The task ▸ Reproduce the listing below character for character; drop every image.

* Start *

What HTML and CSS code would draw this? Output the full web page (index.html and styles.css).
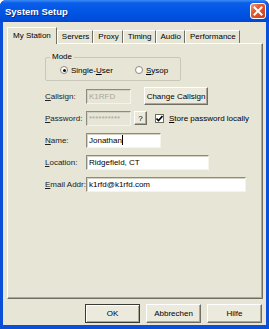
FILE: index.html
```html
<!DOCTYPE html>
<html lang="en">
<head>
  <meta charset="UTF-8" />
  <meta name="viewport" content="width=device-width, initial-scale=1.0"/>
  <title>System Setup</title>
  <link rel="stylesheet" href="styles.css">
</head>
<body>

<div class="window">
  <div class="titlebar">
    <span class="title">System Setup</span>
    <span class="close">
      <svg width="10" height="10" viewBox="0 0 10 10">
        <path d="M1.5 1.5 L8.5 8.5 M8.5 1.5 L1.5 8.5" stroke="#fff" stroke-width="2" stroke-linecap="square"/>
      </svg>
    </span>
  </div>

  <div class="client">
    <div class="tabs">
      <div class="tab active">My Station</div>
      <div class="tab">Servers</div>
      <div class="tab">Proxy</div>
      <div class="tab">Timing</div>
      <div class="tab">Audio</div>
      <div class="tab">Performance</div>
    </div>

    <div class="panel">
      <div class="group">
        <span class="legend">Mode</span>
        <label class="radio first"><span class="dot checked"></span>Single-<u>U</u>ser</label>
        <label class="radio"><span class="dot"></span><u>S</u>ysop</label>
      </div>

      <div class="form">
        <div class="row">
          <span class="lbl"><u>C</u>allsign:</span>
          <span class="field disabled w-short">K1RFD</span>
          <button class="btn change">Change Callsign</button>
        </div>
        <div class="row">
          <span class="lbl"><u>P</u>assword:</span>
          <span class="field disabled w-short">**********</span>
          <button class="btn help">?</button>
          <span class="check"><svg width="7" height="7" viewBox="0 0 7 7"><path d="M0.5 3.5 L2.5 5.5 L6.5 1" stroke="#000" stroke-width="1.6" fill="none"/></svg></span>
          <span class="check-text"><u>S</u>tore password locally</span>
        </div>
        <div class="row">
          <span class="lbl"><u>N</u>ame:</span>
          <span class="field w-name">Jonathan<span class="caret"></span></span>
        </div>
        <div class="row">
          <span class="lbl"><u>L</u>ocation:</span>
          <span class="field w-loc">Ridgefield, CT</span>
        </div>
        <div class="row">
          <span class="lbl"><u>E</u>mail Addr:</span>
          <span class="field w-mail">k1rfd@k1rfd.com</span>
        </div>
      </div>
    </div>

    <div class="buttons">
      <button class="btn dlg default">OK</button>
      <button class="btn dlg">Abbrechen</button>
      <button class="btn dlg">Hilfe</button>
    </div>
  </div>
</div>

</body>
</html>
```

FILE: styles.css
```css
* { box-sizing: border-box; }
body {
  margin: 0;
  font-family: 'Liberation Sans', Arial, sans-serif;
  font-size: 8px;
  color: #000;
  background: #fff;
}
.window {
  width: 269px;
  height: 329px;
  background: #0b4fd9;
  border-radius: 6px 6px 0 0;
  display: flex;
  flex-direction: column;
  overflow: hidden;
}
.titlebar {
  height: 22px;
  flex-shrink: 0;
  display: flex;
  align-items: center;
  justify-content: space-between;
  padding: 0 3px 0 5px;
  background: linear-gradient(#3a8cf6 0, #0a5ee9 3px, #0257e6 10px, #0050df 17px, #0046d2 22px);
}
.title {
  color: #fff;
  font-weight: bold;
  font-size: 9.5px;
  text-shadow: 1px 1px #0a2f8c;
}
.close {
  width: 16px;
  height: 16px;
  border: 1px solid #fff;
  border-radius: 3px;
  background: linear-gradient(135deg, #f19a7c 0, #e2582f 40%, #c9401c 100%);
  display: flex;
  align-items: center;
  justify-content: center;
}
.client {
  flex: 1;
  margin: 0 3px 4px 3px;
  background: #e6e5d6;
  padding: 5px 3px 0 4px;
  display: flex;
  flex-direction: column;
}
.tabs {
  height: 16px;
  display: flex;
  align-items: flex-end;
  position: relative;
  z-index: 1;
}
.tab {
  height: 13px;
  padding: 0 3px 0 4px;
  line-height: 12px;
  border-top: 1px solid #fff;
  border-left: 1px solid #fff;
  border-right: 1px solid #716f64;
  background: #e6e5d6;
  white-space: nowrap;
}
.tab.active {
  height: 17px;
  margin-bottom: -1px;
  padding: 0 5px;
  line-height: 15px;
}
.panel {
  height: 256px;
  width: 256px;
  border-top: 1px solid #fff;
  border-left: 1px solid #fff;
  border-right: 1px solid #716f64;
  border-bottom: 1px solid #716f64;
  box-shadow: inset -1px -1px #aca899;
  padding: 13px 0 0 37px;
}
.group {
  position: relative;
  width: 136px;
  height: 24px;
  border: 1px solid #c9c7b8;
  border-radius: 2px;
  display: flex;
  align-items: center;
  padding: 2px 0 0 14px;
}
.legend {
  position: absolute;
  top: -6px;
  left: 4px;
  padding: 0 2px;
  background: #e6e5d6;
}
.radio {
  display: flex;
  align-items: center;
}
.radio.first { width: 75px; }
.dot {
  width: 8px;
  height: 8px;
  border-radius: 50%;
  border: 1px solid #8b8a80;
  background: #fff;
  margin-right: 3px;
  display: flex;
  align-items: center;
  justify-content: center;
}
.dot.checked::after {
  content: "";
  width: 3px;
  height: 3px;
  border-radius: 50%;
  background: #111;
}
.form {
  margin-top: 4px;
}
.row {
  height: 22px;
  display: flex;
  align-items: center;
}
.lbl {
  width: 41px;
  color: #222;
}
.field {
  height: 15px;
  line-height: 13px;
  padding-left: 2px;
  background: #fff;
  border-top: 1px solid #8d8b80;
  border-left: 1px solid #8d8b80;
  border-right: 1px solid #f4f3ec;
  border-bottom: 1px solid #f4f3ec;
  box-shadow: inset 1px 1px #d4d1c3;
  white-space: nowrap;
  display: flex;
  align-items: center;
}
.field.disabled {
  background: #e6e5d6;
  color: #a8a79c;
}
.w-short { width: 45px; }
.w-name { width: 75px; }
.w-loc { width: 123px; }
.w-mail { width: 160px; }
.caret {
  width: 1px;
  height: 10px;
  background: #000;
}
.btn {
  font-family: inherit;
  font-size: 8px;
  color: #000;
  padding: 0;
  background: #ebeadd;
  border-top: 1px solid #fff;
  border-left: 1px solid #fff;
  border-right: 1px solid #716f64;
  border-bottom: 1px solid #716f64;
  box-shadow: inset -1px -1px #aca899;
}
.btn.change {
  margin-left: 13px;
  width: 64px;
  height: 18px;
}
.btn.help {
  margin-left: 3px;
  width: 13px;
  height: 14px;
}
.check {
  margin-left: 8px;
  width: 9px;
  height: 9px;
  background: #fff;
  border: 1px solid #6d6c62;
  display: flex;
  align-items: center;
  justify-content: center;
}
.check-text {
  margin-left: 5px;
  white-space: nowrap;
}
.buttons {
  margin-top: 5px;
  padding-right: 1px;
  display: flex;
  justify-content: flex-end;
  gap: 6px;
}
.btn.dlg {
  width: 55px;
  height: 19px;
}
.btn.default {
  border: 1px solid #3a3a36;
  box-shadow: inset 1px 1px #fff, inset -1px -1px #aca899;
}
```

* End *

Answer to this exercise ▸
What HTML and CSS code would draw this? Output the full web page (index.html and styles.css).
FILE: index.html
```html
<!DOCTYPE html>
<html lang="en">
<head>
  <meta charset="UTF-8" />
  <meta name="viewport" content="width=device-width, initial-scale=1.0"/>
  <title>System Setup</title>
  <link rel="stylesheet" href="styles.css">
</head>
<body>

<div class="window">
  <div class="titlebar">
    <span class="title">System Setup</span>
    <span class="close">
      <svg width="10" height="10" viewBox="0 0 10 10">
        <path d="M1.5 1.5 L8.5 8.5 M8.5 1.5 L1.5 8.5" stroke="#fff" stroke-width="2" stroke-linecap="square"/>
      </svg>
    </span>
  </div>

  <div class="client">
    <div class="tabs">
      <div class="tab active">My Station</div>
      <div class="tab">Servers</div>
      <div class="tab">Proxy</div>
      <div class="tab">Timing</div>
      <div class="tab">Audio</div>
      <div class="tab">Performance</div>
    </div>

    <div class="panel">
      <div class="group">
        <span class="legend">Mode</span>
        <label class="radio first"><span class="dot checked"></span>Single-<u>U</u>ser</label>
        <label class="radio"><span class="dot"></span><u>S</u>ysop</label>
      </div>

      <div class="form">
        <div class="row">
          <span class="lbl"><u>C</u>allsign:</span>
          <span class="field disabled w-short">K1RFD</span>
          <button class="btn change">Change Callsign</button>
        </div>
        <div class="row">
          <span class="lbl"><u>P</u>assword:</span>
          <span class="field disabled w-short">**********</span>
          <button class="btn help">?</button>
          <span class="check"><svg width="7" height="7" viewBox="0 0 7 7"><path d="M0.5 3.5 L2.5 5.5 L6.5 1" stroke="#000" stroke-width="1.6" fill="none"/></svg></span>
          <span class="check-text"><u>S</u>tore password locally</span>
        </div>
        <div class="row">
          <span class="lbl"><u>N</u>ame:</span>
          <span class="field w-name">Jonathan<span class="caret"></span></span>
        </div>
        <div class="row">
          <span class="lbl"><u>L</u>ocation:</span>
          <span class="field w-loc">Ridgefield, CT</span>
        </div>
        <div class="row">
          <span class="lbl"><u>E</u>mail Addr:</span>
          <span class="field w-mail">k1rfd@k1rfd.com</span>
        </div>
      </div>
    </div>

    <div class="buttons">
      <button class="btn dlg default">OK</button>
      <button class="btn dlg">Abbrechen</button>
      <button class="btn dlg">Hilfe</button>
    </div>
  </div>
</div>

</body>
</html>
```

FILE: styles.css
```css
* { box-sizing: border-box; }
body {
  margin: 0;
  font-family: 'Liberation Sans', Arial, sans-serif;
  font-size: 8px;
  color: #000;
  background: #fff;
}
.window {
  width: 269px;
  height: 329px;
  background: #0b4fd9;
  border-radius: 6px 6px 0 0;
  display: flex;
  flex-direction: column;
  overflow: hidden;
}
.titlebar {
  height: 22px;
  flex-shrink: 0;
  display: flex;
  align-items: center;
  justify-content: space-between;
  padding: 0 3px 0 5px;
  background: linear-gradient(#3a8cf6 0, #0a5ee9 3px, #0257e6 10px, #0050df 17px, #0046d2 22px);
}
.title {
  color: #fff;
  font-weight: bold;
  font-size: 9.5px;
  text-shadow: 1px 1px #0a2f8c;
}
.close {
  width: 16px;
  height: 16px;
  border: 1px solid #fff;
  border-radius: 3px;
  background: linear-gradient(135deg, #f19a7c 0, #e2582f 40%, #c9401c 100%);
  display: flex;
  align-items: center;
  justify-content: center;
}
.client {
  flex: 1;
  margin: 0 3px 4px 3px;
  background: #e6e5d6;
  padding: 5px 3px 0 4px;
  display: flex;
  flex-direction: column;
}
.tabs {
  height: 16px;
  display: flex;
  align-items: flex-end;
  position: relative;
  z-index: 1;
}
.tab {
  height: 13px;
  padding: 0 3px 0 4px;
  line-height: 12px;
  border-top: 1px solid #fff;
  border-left: 1px solid #fff;
  border-right: 1px solid #716f64;
  background: #e6e5d6;
  white-space: nowrap;
}
.tab.active {
  height: 17px;
  margin-bottom: -1px;
  padding: 0 5px;
  line-height: 15px;
}
.panel {
  height: 256px;
  width: 256px;
  border-top: 1px solid #fff;
  border-left: 1px solid #fff;
  border-right: 1px solid #716f64;
  border-bottom: 1px solid #716f64;
  box-shadow: inset -1px -1px #aca899;
  padding: 13px 0 0 37px;
}
.group {
  position: relative;
  width: 136px;
  height: 24px;
  border: 1px solid #c9c7b8;
  border-radius: 2px;
  display: flex;
  align-items: center;
  padding: 2px 0 0 14px;
}
.legend {
  position: absolute;
  top: -6px;
  left: 4px;
  padding: 0 2px;
  background: #e6e5d6;
}
.radio {
  display: flex;
  align-items: center;
}
.radio.first { width: 75px; }
.dot {
  width: 8px;
  height: 8px;
  border-radius: 50%;
  border: 1px solid #8b8a80;
  background: #fff;
  margin-right: 3px;
  display: flex;
  align-items: center;
  justify-content: center;
}
.dot.checked::after {
  content: "";
  width: 3px;
  height: 3px;
  border-radius: 50%;
  background: #111;
}
.form {
  margin-top: 4px;
}
.row {
  height: 22px;
  display: flex;
  align-items: center;
}
.lbl {
  width: 41px;
  color: #222;
}
.field {
  height: 15px;
  line-height: 13px;
  padding-left: 2px;
  background: #fff;
  border-top: 1px solid #8d8b80;
  border-left: 1px solid #8d8b80;
  border-right: 1px solid #f4f3ec;
  border-bottom: 1px solid #f4f3ec;
  box-shadow: inset 1px 1px #d4d1c3;
  white-space: nowrap;
  display: flex;
  align-items: center;
}
.field.disabled {
  background: #e6e5d6;
  color: #a8a79c;
}
.w-short { width: 45px; }
.w-name { width: 75px; }
.w-loc { width: 123px; }
.w-mail { width: 160px; }
.caret {
  width: 1px;
  height: 10px;
  background: #000;
}
.btn {
  font-family: inherit;
  font-size: 8px;
  color: #000;
  padding: 0;
  background: #ebeadd;
  border-top: 1px solid #fff;
  border-left: 1px solid #fff;
  border-right: 1px solid #716f64;
  border-bottom: 1px solid #716f64;
  box-shadow: inset -1px -1px #aca899;
}
.btn.change {
  margin-left: 13px;
  width: 64px;
  height: 18px;
}
.btn.help {
  margin-left: 3px;
  width: 13px;
  height: 14px;
}
.check {
  margin-left: 8px;
  width: 9px;
  height: 9px;
  background: #fff;
  border: 1px solid #6d6c62;
  display: flex;
  align-items: center;
  justify-content: center;
}
.check-text {
  margin-left: 5px;
  white-space: nowrap;
}
.buttons {
  margin-top: 5px;
  padding-right: 1px;
  display: flex;
  justify-content: flex-end;
  gap: 6px;
}
.btn.dlg {
  width: 55px;
  height: 19px;
}
.btn.default {
  border: 1px solid #3a3a36;
  box-shadow: inset 1px 1px #fff, inset -1px -1px #aca899;
}
```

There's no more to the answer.